Marcus Nispel’s Texas Chainsaw Massacre 


In most cases, Michael Bay’s Platinum Dunes label has made dismal attempts at horror remakes (see their Elm Street and Friday The 13th for cringe cases in point). However, the version of Texas Chainsaw Massacre they did was pretty damn good on my barometer, a brooding, darkly humorous and fiercely frightening piece that reworks the barebones, grainy vibe of Tobe Hooper’s original classic into something more dingy and atmospheric. It’s the 70’s, and rural Texas is as humid and inhospitable as ever, particularly so in Travis County, right in time for a Volkswagen bus full of nimrod partygoers to trundle through and get caught in the snare of the severely disturbed Hewitt clan, spearheaded by big ol’ Leatherface (Andrew Bryniarski), a mute, disfigured monster with a penchant for taking a chainsaw to people’s vitals and wearing their skin over his own, inspired by the less imposing real life killer Ed Gein. Sexy Jessica Biel, Jonathan Tucker, Eric Balfour and Mike Vogel plays these ill fated kids, serving mainly as power tool sharpening blocks. I love the slow, eerie buildup of this one, as they begin to realize that the town isn’t just sleepy or hidden, it’s pretty much dead save for these last straggling residents who are clearly off their head. A huge asset for the film is R. Lee Ermey as the creepy, hostile county Sheriff, who let’s just say… isn’t really the Sheriff at all. He gets many chances to mean mug, terrorize and intimidate these kids and the old gunnery sergeant has a ball. The rest of the townsfolk are a creepy bunch of hayseed yokels without a brain or conscience between them, and serve as a luring posse to Leatherface.
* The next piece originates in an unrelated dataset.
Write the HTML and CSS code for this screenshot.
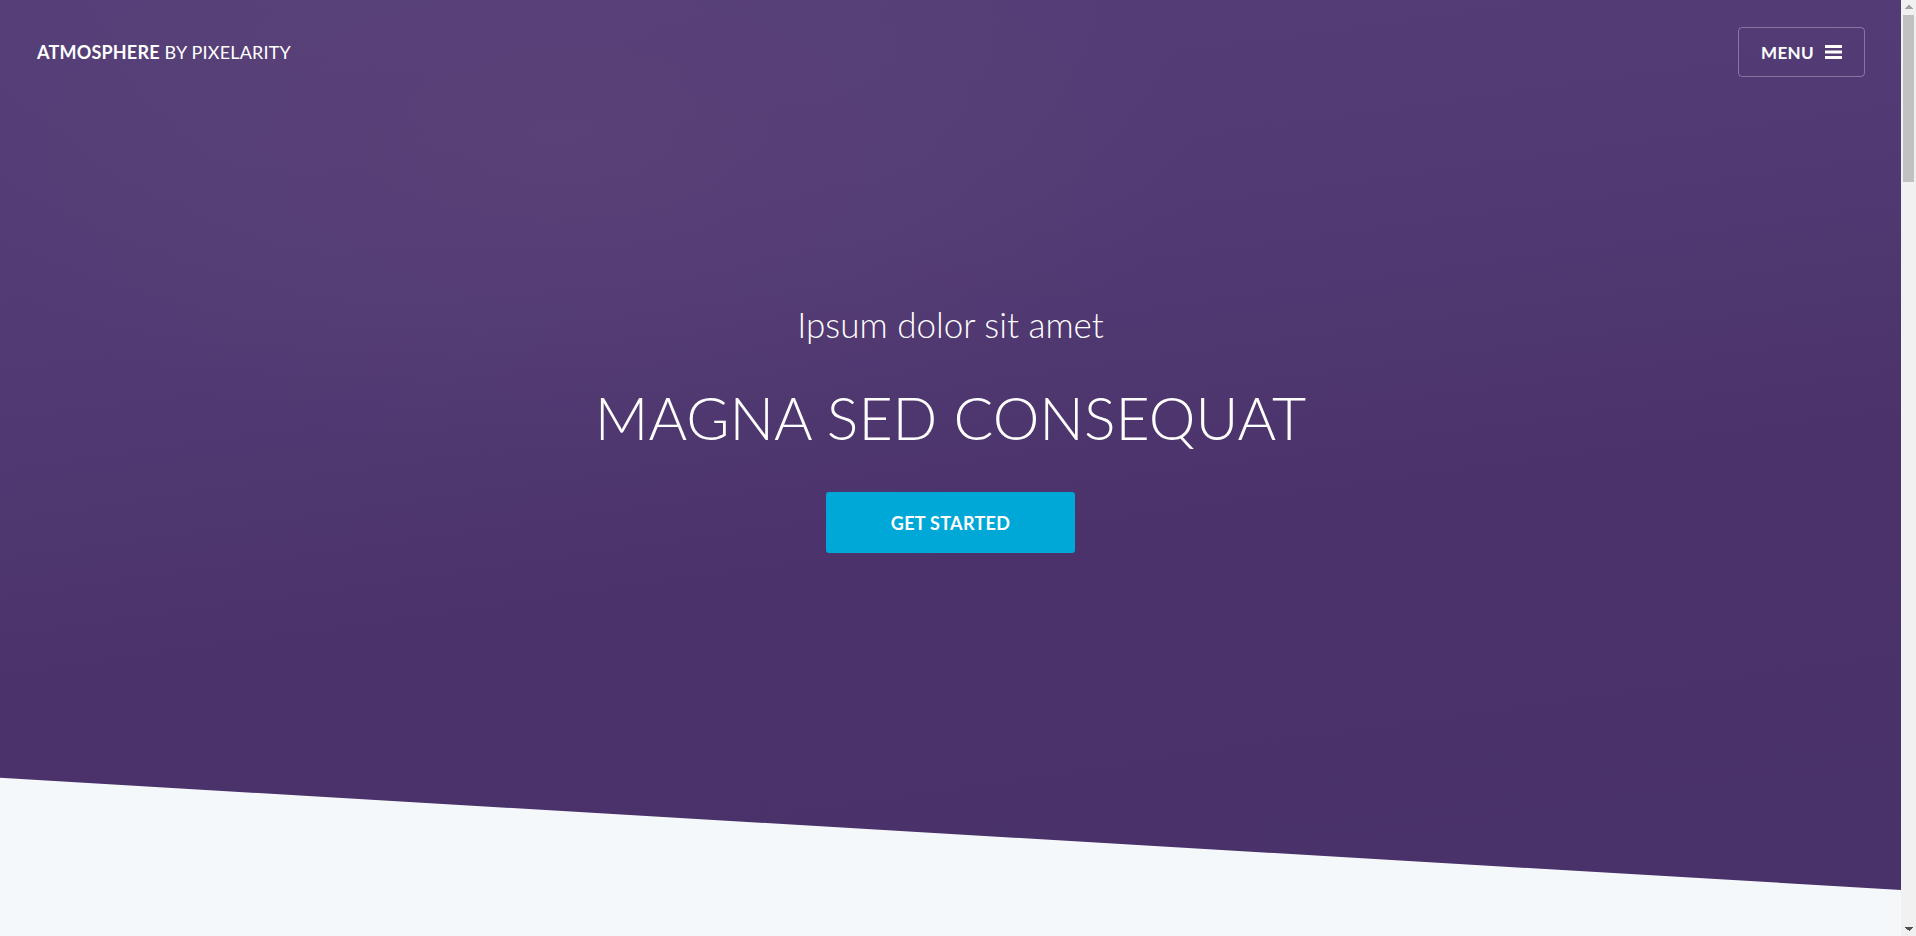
FILE: index.html
```html
<!DOCTYPE html>
<html lang="en">
<head>
<meta charset="utf-8">
<title>Atmosphere by Pixelarity</title>
<link rel="stylesheet" href="styles.css">
</head>
<body>
<div class="page">
  <section class="hero">
    <header class="topbar">
      <a class="logo" href="#"><strong>ATMOSPHERE</strong> BY PIXELARITY</a>
      <a class="menu-btn" href="#">MENU
        <svg class="burger" width="17" height="14" viewBox="0 0 17 14" aria-hidden="true">
          <rect x="0" y="0" width="17" height="3" fill="#fff"/>
          <rect x="0" y="5.5" width="17" height="3" fill="#fff"/>
          <rect x="0" y="11" width="17" height="3" fill="#fff"/>
        </svg>
      </a>
    </header>
    <div class="hero-content">
      <p class="subtitle">Ipsum dolor sit amet</p>
      <h1 class="title">MAGNA SED CONSEQUAT</h1>
      <a class="cta" href="#">GET STARTED</a>
    </div>
  </section>
  <main class="below"></main>
</div>
<div class="scrollbar" aria-hidden="true">
  <div class="sb-btn sb-up"></div>
  <div class="sb-track"><div class="sb-thumb"></div></div>
  <div class="sb-btn sb-down"></div>
</div>
</body>
</html>
```

FILE: styles.css
```css
html, body {
  margin: 0;
  padding: 0;
  height: 100%;
  overflow: hidden;
}
body {
  display: flex;
  background: #f5f8fa;
  font-family: Lato, "Open Sans", sans-serif;
  color: #fff;
}
a { color: inherit; text-decoration: none; }

.page {
  flex: 1;
  min-width: 0;
  height: 100vh;
  overflow-y: auto;
  scrollbar-width: none;
  background: #f5f8fa;
}

/* window scrollbar */
.scrollbar {
  width: 15px;
  flex: none;
  height: 100vh;
  display: flex;
  flex-direction: column;
  background: #f1f1f1;
}
.sb-btn {
  height: 15px;
  flex: none;
  background-repeat: no-repeat;
  background-size: 4px 4px;
}
.sb-up {
  background-image:
    linear-gradient(to bottom right, transparent 50%, #a3a3a3 50%),
    linear-gradient(to bottom left, transparent 50%, #a3a3a3 50%);
  background-position: 4px 5px, 8px 5px;
}
.sb-down {
  background-image:
    linear-gradient(to top right, transparent 50%, #505050 50%),
    linear-gradient(to top left, transparent 50%, #505050 50%);
  background-position: 4px 6px, 8px 6px;
}
.sb-track {
  flex: 1;
  padding: 0 2px;
}
.sb-thumb {
  height: 167px;
  background: #c1c1c1;
}

.hero {
  height: 890px;
  display: flex;
  flex-direction: column;
  background:
    radial-gradient(ellipse 900px 450px at 30% 16%, rgba(112, 80, 125, 0.22), rgba(112, 80, 125, 0) 70%),
    linear-gradient(172deg, #563f78 0%, #523b74 30%, #4b326b 60%, #49316a 100%);
  clip-path: polygon(0 0, 100% 0, 100% 100%, 0 87.4%);
}

.topbar {
  display: flex;
  justify-content: space-between;
  align-items: center;
  padding: 27px 36px 0 37px;
}
.logo {
  font-size: 18px;
  font-weight: 400;
  letter-spacing: 0.2px;
}
.logo strong { font-weight: 700; }

.menu-btn {
  display: flex;
  align-items: center;
  justify-content: center;
  gap: 11px;
  box-sizing: border-box;
  width: 127px;
  height: 50px;
  border: 1px solid rgba(255, 255, 255, 0.3);
  border-radius: 4px;
  font-size: 17px;
  font-weight: 700;
  letter-spacing: 0.3px;
}
.burger { display: block; }

.hero-content {
  display: flex;
  flex-direction: column;
  align-items: center;
  padding-top: 230px;
}
.subtitle {
  margin: 0;
  font-size: 35px;
  font-weight: 300;
  line-height: 1;
}
.title {
  margin: 46px 0 0;
  font-size: 59px;
  font-weight: 300;
  line-height: 1;
}
.cta {
  margin-top: 45px;
  display: flex;
  align-items: center;
  justify-content: center;
  width: 249px;
  height: 61px;
  background: #00a8d8;
  border-radius: 3px;
  font-size: 18px;
  font-weight: 700;
  letter-spacing: 0.3px;
}

.below {
  display: block;
  height: 4170px;
}
```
The killings are appropriately gory, and hats off to director Marcus Nispel for a striking opening shot that sees his camera pan through the still smoking head-wound of a poor girl who’s just blown her dome off with a giant revolver. Ew. The high praise I’m giving this one does not apply to the follow up prequel called The Beginning, which ditches all mood and pacing for an exercise in abrasive, unforgivable sadism and lazy plotting. Ermey goes full nutso in that one and still is having fun, but not even he can pull it out of the shit. I’d imagine same goes for the host of others that came after, including a new entry that’s slated for this year, if memory serves. This one got lucky because it played it’s cards right, and earned the position of a remake that does indeed hold a candle.